I’m not saying that you aren’t right. I’m saying that you don’t really have proof that you’re right. Since you can’t force the driver to do things the way you want, you can’t prove that your way will be faster.

Persistent mapping won’t give me an advantage if I can’t get the driver to let the GPU render the buffer from VRAM first, as I am not driver overhead limited.

You assume that the only purpose of persistent mapping is to avoid the driver overhead of map/unmap calls.

Once you persistently map a buffer, the driver isn’t going to be able to easily shuffle it around (which is why persistent mapping is tied to immutable buffer storage). So it could (no guarantees) lock the buffer into video memory if you map it right after it gets allocated there, but before you do the things that cause it to drop out to CPU memory.

It’s certainly worth a shot.

I am very positive it will! rendering directly from system heap is also a DMA process (of the whole buffer instead of only the few % I am actually changing per frame) and the current bottleneck. You are right that the number of actual changes also has an impact, but we’re talking about less than 10 discreet subranges per frame, which I am explicitely flushing. Rendering the whole thing statically from videoram takes about 1ms compared to 9ms from SYSTEM HEAP.

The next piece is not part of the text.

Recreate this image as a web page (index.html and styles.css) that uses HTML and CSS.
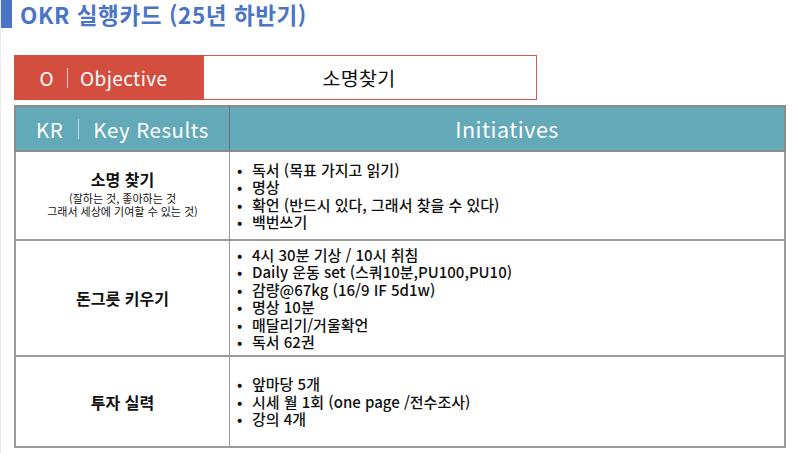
FILE: index.html
```html
<!DOCTYPE html>
<html lang="ko">
<head>
<meta charset="utf-8">
<title>OKR 실행카드</title>
<link rel="stylesheet" href="styles.css">
</head>
<body>
<div class="page">
  <header class="title-bar">
    <span class="title-mark"></span>
    <h1 class="title">OKR 실행카드 (25년 하반기)</h1>
  </header>

  <section class="objective">
    <div class="objective-label">O<span class="sep"></span>Objective</div>
    <div class="objective-value">소명찾기</div>
  </section>

  <section class="okr-table">
    <div class="head head-kr">KR<span class="sep light"></span>Key Results</div>
    <div class="head head-init">Initiatives</div>

    <div class="cell kr kr-1">
      <div class="kr-title">소명 찾기</div>
      <div class="kr-sub">(잘하는 것, 좋아하는 것<br>그래서 세상에 기여할 수 있는 것)</div>
    </div>
    <div class="cell init init-1">
      <ul class="bullets">
        <li>독서 (목표 가지고 읽기)</li>
        <li>명상</li>
        <li>확언 (반드시 있다, 그래서 찾을 수 있다)</li>
        <li>백번쓰기</li>
      </ul>
    </div>

    <div class="cell kr kr-2">
      <div class="kr-title">돈그릇 키우기</div>
    </div>
    <div class="cell init init-2">
      <ul class="bullets">
        <li>4시 30분 기상 / 10시 취침</li>
        <li>Daily 운동 set (스쿼10분,PU100,PU10)</li>
        <li>감량@67kg (16/9 IF 5d1w)</li>
        <li>명상 10분</li>
        <li>매달리기/거울확언</li>
        <li>독서 62권</li>
      </ul>
    </div>

    <div class="cell kr kr-3 last">
      <div class="kr-title">투자 실력</div>
    </div>
    <div class="cell init init-3 last">
      <ul class="bullets">
        <li>앞마당 5개</li>
        <li>시세 월 1회 (one page /전수조사)</li>
        <li>강의 4개</li>
      </ul>
    </div>
  </section>
</div>
</body>
</html>
```

FILE: styles.css
```css
* { box-sizing: border-box; }

html, body {
  margin: 0;
  padding: 0;
  background: #ffffff;
}

body {
  font-family: "Noto Sans CJK KR", "Noto Sans", sans-serif;
  color: #111;
}

.page {
  width: 808px;
  height: 453px;
  border-left: 1px solid #ededed;
  overflow: hidden;
}

.title-bar {
  display: flex;
  align-items: center;
  height: 28px;
  gap: 8px;
}

.title-mark {
  width: 11px;
  height: 28px;
  background: #4a74c6;
}

.title {
  margin: 0;
  font-size: 22.5px;
  line-height: 28px;
  font-weight: 700;
  color: #4a74c6;
  letter-spacing: 0.6px;
}

.objective {
  display: flex;
  margin: 27px 0 0 13px;
  width: 523px;
  height: 45px;
}

.objective-label {
  width: 189px;
  background: #d44e3f;
  color: #fff;
  font-size: 19px;
  letter-spacing: 0.4px;
  display: flex;
  align-items: center;
  justify-content: center;
  padding-right: 10px;
}

.sep {
  display: inline-block;
  width: 1px;
  height: 20px;
  background: rgba(255,255,255,0.75);
  margin: 0 12px 0 13px;
}

.sep.light { background: rgba(255,255,255,0.55); margin: 0 14px 0 15px; }

.objective-value {
  flex: 1;
  border: 1px solid #e0524a;
  display: flex;
  align-items: center;
  justify-content: center;
  font-size: 19.5px;
  color: #111;
  padding-right: 22px;
  letter-spacing: 0.3px;
}

.okr-table {
  display: grid;
  grid-template-columns: 216px 556px;
  grid-template-rows: 47px 89px 116px 91px;
  margin: 5px 0 0 13px;
  width: 772px;
}

.head {
  background: #63a9b8;
  color: #fff;
  font-size: 20.5px;
  letter-spacing: 0.5px;
  display: flex;
  align-items: center;
  justify-content: center;
  border-top: 2px solid #8c8c8c;
  border-bottom: 2px solid #8c8c8c;
}

.head-kr {
  border-left: 2px solid #8c8c8c;
  border-right: 1px solid #6d6d6d;
}

.head-init {
  border-right: 2px solid #8c8c8c;
  font-size: 21.5px;
}

.cell {
  border-bottom: 2px solid #9a9a9a;
}

.kr {
  border-left: 2px solid #9a9a9a;
  border-right: 1px solid #9a9a9a;
  display: flex;
  flex-direction: column;
  align-items: center;
  justify-content: center;
  text-align: center;
}

.init {
  border-right: 2px solid #9a9a9a;
  display: flex;
  align-items: center;
  padding-left: 6px;
}

.kr-title {
  font-size: 16px;
  font-weight: 700;
  line-height: 20px;
}

.kr-1 .kr-title { margin-top: -4px; margin-bottom: 3px; }

.kr-sub {
  font-size: 11px;
  line-height: 13px;
}

.bullets {
  list-style: none;
  margin: 0;
  padding: 0;
  font-size: 15px;
  line-height: 17.5px;
  font-weight: 500;
}

.bullets li {
  display: flex;
}

.bullets li::before {
  content: "•";
  width: 15px;
  flex: none;
  text-align: left;
  padding-left: 1px;
}
```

Also, the driver doesn’t even bother to observe my usage patterns - it shifts it to System Heap on the very first glMapBufferRange() call.

I tried it - if I create the buffer with glBufferStorage with the GL_MAP_PERSISTENT_BIT, the driver allocates the buffer already on SYSTEM HEAP to begin with. This seems to me like a really lazy implementation on the driver side :frowning: (updating the driver didn’t help either by the way).